I recommend initializing the state of such counter from the DB when Prodigy loads and keeping it memory for the lifetime of the server. This preserves the state across the server sessions (because we initialize from the DB) and removes the need to make frequent (and complex) DB queries (I would consider them complex as we would need to extract the category from the task blob unless you want to change the DB schema).
So one possible solution would be to:

  1. leverage on_load Prodigy callback to populate the category counts dictionary
  2. leverage update Prodigy callback to update the global counts everytime the batch is saved.
  3. implement a custom task router that would apply the session selection logic e.g. full-overlap and add the filtering based on your condition on top of it.
    The following example implementation assumes the category is saved under the meta field and also that there is category_total_task information available in each task (for percent calculation). It could also be saved as a recipe global variable or otherwise.
import prodigy
from prodigy.components.stream import get_stream
from prodigy.components.preprocess import add_labels_to_stream
from prodigy.util import set_hashes
from collections import defaultdict
from typing import List, Dict, Iterator
import spacy
import threading

# global state for category stats
# This dictionary will hold the aggregated stats for each category across all annotations.
# Key: category value (e.g., "abc123")
# Value: {'accept': int, 'reject': int, 'ignore': int, 'total': int}
category_annotation_counts = defaultdict(lambda: {'accept': 0, 'reject': 0, 'ignore': 0, 'total': 0})

# A lock to ensure thread-safe access to the global stats dictionary
stats_lock = threading.Lock()

@prodigy.recipe(
    "category_filter.recipe",
    dataset=("The dataset to use", "positional", None, str),
    source=("The source data as a JSONL file", "positional", None, str),
)
def category_filter_recipe(
    dataset: str,
    source: str,
):
    labels = ["LABEL"]
    nlp = spacy.blank("en")
    stream = get_stream(source)
    stream.apply(add_labels_to_stream, stream=stream, labels=labels)

    # ´on_load callback: initialize global category stats from DB
    def on_load_callback(ctrl: "Controller"):
        """
        Called when the Prodigy recipe starts.

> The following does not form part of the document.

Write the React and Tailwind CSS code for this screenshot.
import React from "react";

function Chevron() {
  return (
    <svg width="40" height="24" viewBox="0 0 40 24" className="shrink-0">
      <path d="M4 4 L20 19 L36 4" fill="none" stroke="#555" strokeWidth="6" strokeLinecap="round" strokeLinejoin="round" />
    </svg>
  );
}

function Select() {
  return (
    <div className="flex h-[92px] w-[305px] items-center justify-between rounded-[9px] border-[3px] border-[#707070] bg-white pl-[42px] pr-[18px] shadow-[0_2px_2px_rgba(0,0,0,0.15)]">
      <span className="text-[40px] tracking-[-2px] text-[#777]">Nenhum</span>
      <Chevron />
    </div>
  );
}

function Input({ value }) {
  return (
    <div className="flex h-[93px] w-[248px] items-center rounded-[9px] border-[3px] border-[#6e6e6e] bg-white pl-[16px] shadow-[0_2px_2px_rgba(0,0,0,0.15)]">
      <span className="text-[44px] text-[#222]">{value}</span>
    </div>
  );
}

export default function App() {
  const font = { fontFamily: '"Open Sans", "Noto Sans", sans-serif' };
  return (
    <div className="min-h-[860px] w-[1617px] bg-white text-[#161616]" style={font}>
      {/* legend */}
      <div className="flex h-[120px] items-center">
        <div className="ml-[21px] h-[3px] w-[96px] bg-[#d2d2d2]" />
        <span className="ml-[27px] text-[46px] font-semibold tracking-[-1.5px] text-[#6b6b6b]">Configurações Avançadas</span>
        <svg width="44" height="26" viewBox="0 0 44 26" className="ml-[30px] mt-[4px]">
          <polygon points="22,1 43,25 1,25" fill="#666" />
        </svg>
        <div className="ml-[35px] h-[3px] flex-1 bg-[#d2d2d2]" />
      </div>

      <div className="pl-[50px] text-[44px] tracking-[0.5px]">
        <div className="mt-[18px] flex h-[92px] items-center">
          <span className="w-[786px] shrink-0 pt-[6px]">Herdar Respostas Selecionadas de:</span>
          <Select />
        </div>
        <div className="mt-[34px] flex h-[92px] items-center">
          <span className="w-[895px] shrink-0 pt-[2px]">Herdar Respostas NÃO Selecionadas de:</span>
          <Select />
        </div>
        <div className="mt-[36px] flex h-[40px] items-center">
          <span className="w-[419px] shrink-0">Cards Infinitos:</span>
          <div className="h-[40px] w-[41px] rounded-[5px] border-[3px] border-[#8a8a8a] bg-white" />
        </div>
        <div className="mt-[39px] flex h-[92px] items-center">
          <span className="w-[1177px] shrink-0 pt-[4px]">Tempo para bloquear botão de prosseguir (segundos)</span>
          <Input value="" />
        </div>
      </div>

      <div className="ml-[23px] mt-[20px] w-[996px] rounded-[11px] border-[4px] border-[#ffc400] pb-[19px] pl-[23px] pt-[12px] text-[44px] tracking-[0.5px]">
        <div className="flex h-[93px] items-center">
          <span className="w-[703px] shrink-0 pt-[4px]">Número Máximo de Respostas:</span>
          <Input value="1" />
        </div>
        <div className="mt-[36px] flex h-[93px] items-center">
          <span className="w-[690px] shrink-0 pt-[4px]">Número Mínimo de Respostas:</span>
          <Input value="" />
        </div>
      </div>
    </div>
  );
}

Loads existing annotations
        from the dataset and populates the global category_annotation_counts.
        """
        prodigy.log("RECIPE: Loading initial category stats from the database...")
        with stats_lock:
            category_annotation_counts.clear()
            # Fetch all annotations from the specified dataset
            # Note: This might be slow for extremely large datasets on load.
            all_dataset_annotations = ctrl.db.get_dataset_examples(dataset)
            for eg in all_dataset_annotations:
                category = eg.get("meta",{}).get("category")
                answer = eg.get("answer")
                if category and answer:
                    category_annotation_counts[category]['total'] += 1
                    if answer == "accept":
                        category_annotation_counts[category]['accept'] += 1
                    elif answer == "reject":
                        category_annotation_counts[category]['reject'] += 1
                    elif answer == "ignore":
                        category_annotation_counts[category]['ignore'] += 1
            prodigy.log(f"RECIPE: Initial category stats loaded: {dict(category_annotation_counts)}")

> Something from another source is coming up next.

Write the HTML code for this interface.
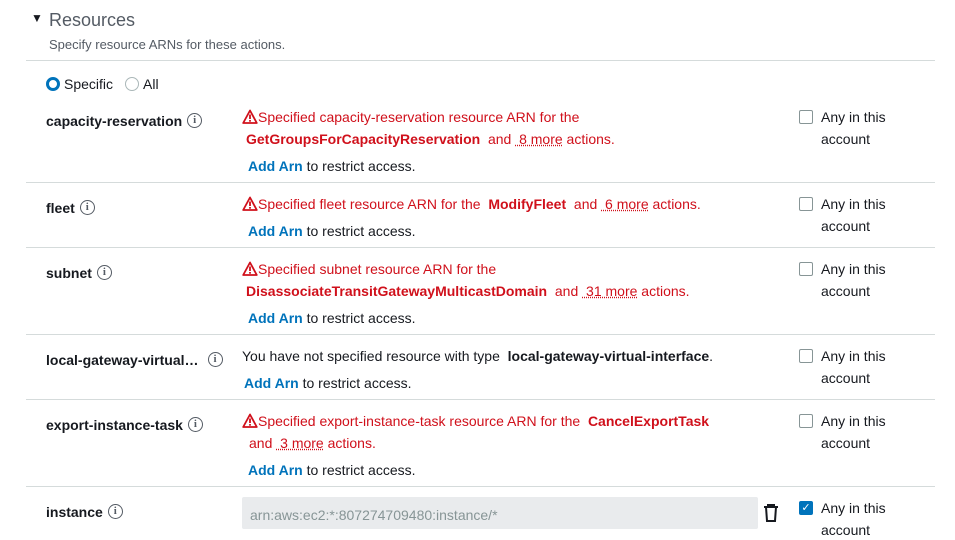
<html><head><style>
body{margin:0;width:955px;height:540px;background:#fff;font-family:"Liberation Sans",sans-serif;font-size:14px;color:#16191f;position:relative;overflow:hidden}
.a{position:absolute;white-space:nowrap;line-height:16px}
.b{font-weight:bold}
.r{color:#d0101b}
.l{color:#0073bb;font-weight:bold}
.u{text-decoration:underline dotted}
.hr{position:absolute;left:26px;width:909px;height:1px;background:#d5dbdb}
.i{display:inline-block;width:13px;height:13px;border:1.6px solid #545b64;border-radius:50%;font-size:11px;line-height:13px;text-align:center;font-weight:bold;color:#545b64;vertical-align:top;margin-left:5px;font-family:"Liberation Serif",serif}
.cb{position:absolute;width:12px;height:12px;border:1px solid #879596;border-radius:2px;left:799px}
.w{display:inline-block;width:16px;height:15px;vertical-align:-2px}
</style></head><body>
<svg width="0" height="0" style="position:absolute"><defs><symbol id="t" viewBox="0 0 16 15"><path d="M8 1.5L1.2 14h13.6z" fill="none" stroke="#d0101b" stroke-width="1.8" stroke-linejoin="round"/><rect x="7.1" y="5.5" width="1.8" height="4.5" fill="#d0101b"/><rect x="7.1" y="11" width="1.8" height="1.7" fill="#d0101b"/></symbol></defs></svg>
<div class="a" style="left:31px;top:10px;font-size:12px">▼</div>
<div class="a" style="left:49px;top:9px;font-size:18px;line-height:22px;color:#545b64">Resources</div>
<div class="a" style="left:49px;top:37px;font-size:13px;color:#545b64">Specify resource ARNs for these actions.</div>
<div class="hr" style="top:60px"></div>
<div style="position:absolute;left:46px;top:77px;width:8px;height:8px;border:3px solid #0073bb;border-radius:50%"></div>
<div class="a" style="left:64px;top:76px">Specific</div>
<div style="position:absolute;left:125px;top:77px;width:12px;height:12px;border:1px solid #aab7b8;border-radius:50%"></div>
<div class="a" style="left:143px;top:76px">All</div>

<div class="a b" style="left:46px;top:113px">capacity-reservation<span class="i">i</span></div>
<div class="a r" style="left:242px;top:109px"><svg class="w"><use href="#t"/></svg>Specified capacity-reservation resource ARN for the</div>
<div class="a r" style="left:246px;top:131px"><b>GetGroupsForCapacityReservation</b>&nbsp; and <span class="u">&nbsp;8 more</span> actions.</div>
<div class="a" style="left:248px;top:158px"><span class="l">Add Arn</span> to restrict access.</div>
<div class="cb" style="top:110px"></div><div class="a" style="left:821px;top:109px">Any in this</div><div class="a" style="left:821px;top:131px">account</div>
<div class="hr" style="top:182px"></div>

<div class="a b" style="left:46px;top:200px">fleet<span class="i">i</span></div>
<div class="a r" style="left:242px;top:196px"><svg class="w"><use href="#t"/></svg>Specified fleet resource ARN for the&nbsp; <b>ModifyFleet</b>&nbsp; and <span class="u">&nbsp;6 more</span> actions.</div>
<div class="a" style="left:248px;top:223px"><span class="l">Add Arn</span> to restrict access.</div>
<div class="cb" style="top:197px"></div><div class="a" style="left:821px;top:196px">Any in this</div><div class="a" style="left:821px;top:218px">account</div>
<div class="hr" style="top:247px"></div>

<div class="a b" style="left:46px;top:265px">subnet<span class="i">i</span></div>
<div class="a r" style="left:242px;top:261px"><svg class="w"><use href="#t"/></svg>Specified subnet resource ARN for the</div>
<div class="a r" style="left:246px;top:283px"><b>DisassociateTransitGatewayMulticastDomain</b>&nbsp; and <span class="u">&nbsp;31 more</span> actions.</div>
<div class="a" style="left:248px;top:310px"><span class="l">Add Arn</span> to restrict access.</div>
<div class="cb" style="top:262px"></div><div class="a" style="left:821px;top:261px">Any in this</div><div class="a" style="left:821px;top:283px">account</div>
<div class="hr" style="top:334px"></div>

<div class="a b" style="left:46px;top:352px">local-gateway-virtual…<span class="i" style="margin-left:9px">i</span></div>
<div class="a" style="left:242px;top:348px">You have not specified resource with type&nbsp; <b>local-gateway-virtual-interface</b>.</div>
<div class="a" style="left:244px;top:375px"><span class="l">Add Arn</span> to restrict access.</div>
<div class="cb" style="top:349px"></div><div class="a" style="left:821px;top:348px">Any in this</div><div class="a" style="left:821px;top:370px">account</div>
<div class="hr" style="top:399px"></div>

<div class="a b" style="left:46px;top:417px">export-instance-task<span class="i">i</span></div>
<div class="a r" style="left:242px;top:413px"><svg class="w"><use href="#t"/></svg>Specified export-instance-task resource ARN for the&nbsp; <b>CancelExportTask</b></div>
<div class="a r" style="left:249px;top:435px">and <span class="u">&nbsp;3 more</span> actions.</div>
<div class="a" style="left:248px;top:462px"><span class="l">Add Arn</span> to restrict access.</div>
<div class="cb" style="top:414px"></div><div class="a" style="left:821px;top:413px">Any in this</div><div class="a" style="left:821px;top:435px">account</div>
<div class="hr" style="top:486px"></div>

<div class="a b" style="left:46px;top:504px">instance<span class="i">i</span></div>
<div style="position:absolute;left:242px;top:497px;width:516px;height:32px;background:#e9ebed;border-radius:2px"></div>
<div class="a" style="left:250px;top:507px;color:#879596">arn:aws:ec2:*:807274709480:instance/*</div>
<svg style="position:absolute;left:763px;top:504px" width="16" height="18" viewBox="0 0 16 18"><path d="M1 3h14M5 3V1h6v2M3 3l1 14h8l1-14" fill="none" stroke="#16191f" stroke-width="2"/></svg>
<div style="position:absolute;left:799px;top:501px;width:14px;height:14px;background:#0073bb;border-radius:2px;color:#fff;font-size:11px;line-height:14px;text-align:center">✓</div>
<div class="a" style="left:821px;top:500px">Any in this</div><div class="a" style="left:821px;top:522px">account</div>
</body></html>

    # ´update´ callback: update global category stats when a batch is sumbitted
    def update_stats_callback(annotations: List[Dict]):
        """
        Called when annotators submit their annotations. Updates the global
        category_annotation_counts for the newly annotated tasks.
        """
        with stats_lock:
            for eg in annotations:
                category = eg.get("meta",{}).get("category")
                answer = eg.get("answer")
                if category and answer:
                    category_annotation_counts[category]['total'] += 1
                    if answer == "accept":
                        category_annotation_counts[category]['accept'] += 1
                    elif answer == "reject":
                        category_annotation_counts[category]['reject'] += 1
                    elif answer == "ignore":
                        category_annotation_counts[category]['ignore'] += 1
            prodigy.log(f"RECIPE: Stats updated: {dict(category_annotation_counts)}")

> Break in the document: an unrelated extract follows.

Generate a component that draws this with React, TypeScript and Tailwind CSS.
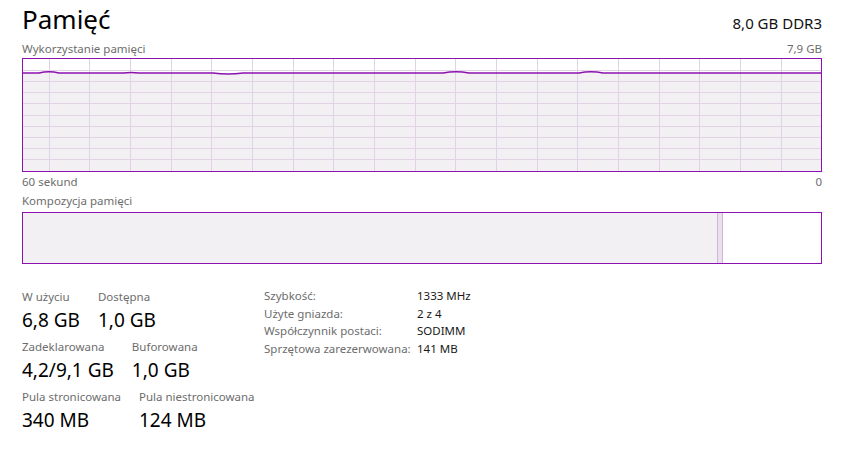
import React from "react";

const W = 798;
const H = 112;

function UsageGraph() {
  const cols = Array.from({ length: 19 }, (_, i) => 26 + i * 40.67);
  const rows = Array.from({ length: 9 }, (_, i) => 11.2 * (i + 1));
  const line =
    "M0 14 L16 14 Q26 11.5 36 14 L100 14 Q108 13 116 14 L190 14 Q205 16 220 14 L420 14 Q433 11.5 446 14 L556 14 Q568 11.5 580 14 L798 14";
  return (
    <div className="border border-[#8b12ae] h-[114px] bg-white">
      <svg width={W} height={H} viewBox={`0 0 ${W} ${H}`} className="block">
        <path d={`${line} L798 112 L0 112 Z`} fill="#f3f0f4" />
        {cols.map((x) => (
          <line key={x} x1={x} y1={0} x2={x} y2={H} stroke="#e1d3e5" strokeWidth={1} shapeRendering="crispEdges" />
        ))}
        {rows.map((y) => (
          <line key={y} x1={0} y1={y} x2={W} y2={y} stroke="#e1d3e5" strokeWidth={1} shapeRendering="crispEdges" />
        ))}
        <path d={line} fill="none" stroke="#8b12ae" strokeWidth={1.5} />
      </svg>
    </div>
  );
}

function Stat({ label, value }: { label: string; value: string }) {
  return (
    <div className="flex flex-col">
      <span className="text-[11.5px] leading-[15px] text-[#6d6d6d]">{label}</span>
      <span className="text-[19px] leading-[26px] text-black mt-[3px]">{value}</span>
    </div>
  );
}

const details = [
  ["Szybkość:", "1333 MHz"],
  ["Użyte gniazda:", "2 z 4"],
  ["Współczynnik postaci:", "SODIMM"],
  ["Sprzętowa zarezerwowana:", "141 MB"],
];

export default function App() {
  return (
    <div className="w-[841px] h-[464px] bg-white px-[22px] overflow-hidden" style={{ fontFamily: '"Noto Sans", sans-serif' }}>
      <div className="w-[800px] flex items-end justify-between">
        <span className="text-[26px] leading-[38px] text-black">Pamięć</span>
        <span className="text-[15px] leading-[22px] text-[#111] mb-[4px]">8,0 GB DDR3</span>
      </div>

      <div className="w-[800px] flex justify-between text-[11.5px] leading-[16px] text-[#6d6d6d] mt-[3px]">
        <span>Wykorzystanie pamięci</span>
        <span>7,9 GB</span>
      </div>
      <div className="w-[800px] mt-[1px]">
        <UsageGraph />
      </div>
      <div className="w-[800px] flex justify-between text-[11.5px] leading-[16px] text-[#6d6d6d] mt-[2px]">
        <span>60 sekund</span>
        <span>0</span>
      </div>

      <div className="text-[11.5px] leading-[16px] text-[#6d6d6d] mt-[3px]">Kompozycja pamięci</div>
      <div className="w-[800px] h-[52px] border border-[#8b12ae] flex mt-[3px] bg-white">
        <div className="w-[694px] bg-[#f3f0f4]" />
        <div className="w-[6px] bg-[#ecdff0] border-x border-[#cfb6d8]" />
        <div className="flex-1 bg-white" />
      </div>

      <div className="flex mt-[25px]">
        <div className="flex flex-col gap-[6px] w-[242px]">
          <div className="flex gap-[18px]">
            <Stat label="W użyciu" value="6,8 GB" />
            <Stat label="Dostępna" value="1,0 GB" />
          </div>
          <div className="flex gap-[18px]">
            <Stat label="Zadeklarowana" value="4,2/9,1 GB" />
            <Stat label="Buforowana" value="1,0 GB" />
          </div>
          <div className="flex gap-[18px]">
            <Stat label="Pula stronicowana" value="340 MB" />
            <Stat label="Pula niestronicowana" value="124 MB" />
          </div>
        </div>
        <div className="grid grid-cols-[153px_auto] content-start text-[11.5px] leading-[17.5px] -mt-[2px]">
          {details.map(([k, v]) => (
            <React.Fragment key={k}>
              <span className="text-[#6d6d6d]">{k}</span>
              <span className="text-[#1a1a1a]">{v}</span>
            </React.Fragment>
          ))}
        </div>
      </div>
    </div>
  );
}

    # custom task router to apply the filtering logic
    def custom_task_router(ctrl: "Controller", session_id: str, item: Dict) -> List[str]:
        """
        Determines which sessions receive the current task based on category stats.
        """
        category = item.get("meta",{}).get("category")
        if not category:
            # If a task doesn't have a 'category', send it to all active sessions
            prodigy.log(f"ROUTER: Task {item.get('_task_hash')} has no category, routing to all sessions.")
            return ctrl.session_ids

        with stats_lock: # Ensure thread-safe access to the global stats
            current_category_stats = category_annotation_counts[category]
            # 1. Condition: Stop showing after one accept
            if current_category_stats['accept'] >= 1:
                prodigy.log(f"ROUTER: Filtering out category '{category}' with task hash {item.get("_task_hash")}: one accept met.")
                return [] # Filter out this task for ALL annotators

            # 2. Condition: Stop after 1 accept AND 2 rejects for this category
            # This is a cumulative condition across all annotations for this category.
            if current_category_stats['accept'] >= 1 and current_category_stats['reject'] >= 2:
                prodigy.log(f"Filtering out category '{category}' with task hash {item.get("_task_hash")}: 1 accept and 2 rejects met.")
                return []

            # 3. Condition: Stop when 20% of samples for this category are annotated
            # This requires knowing the total number of tasks for this specific category upfront.
            # You should include 'category_total_tasks' in your input JSONL data for each task:
            # {"text": "...", "meta": {"category": "abc123", "category_total_tasks": 100}}
            total_for_category = item.get("meta",{}).get("category_total_tasks")
            if total_for_category is not None and total_for_category > 0:
                current_annotated_percentage = current_category_stats['total'] / total_for_category
                if current_annotated_percentage >= 0.20:
                    prodigy.log(f"ROUTER: Filtering out category '{category}'with task hash {item.get("_task_hash")}: 20% ({current_annotated_percentage:.2f}) annotated.")
                    return []

        return ctrl.session_ids

    return {
        "dataset": dataset,
        "view_id": "classification",
        "stream": stream,
        "on_load": on_load_callback,          # Register the on_load callback
        "update": update_stats_callback,      # Register the update callback
        "task_router": custom_task_router,    # Register your custom task router
        "config": {
            "labels": labels,
            "batch_size": 3,
        }
    }
´´´

I also recommend checking out our docs on [task routing](https://prodi.gy/docs/task-routing) to fully understand what other options are available. It is also worth checking the implementation of the Prodigy built-in routers (you can find them under components/routers.py in prodigy src code). I adapted the `full-overlap` router for the example solution but of course you should be able to integrate the filters to any other custom routing function.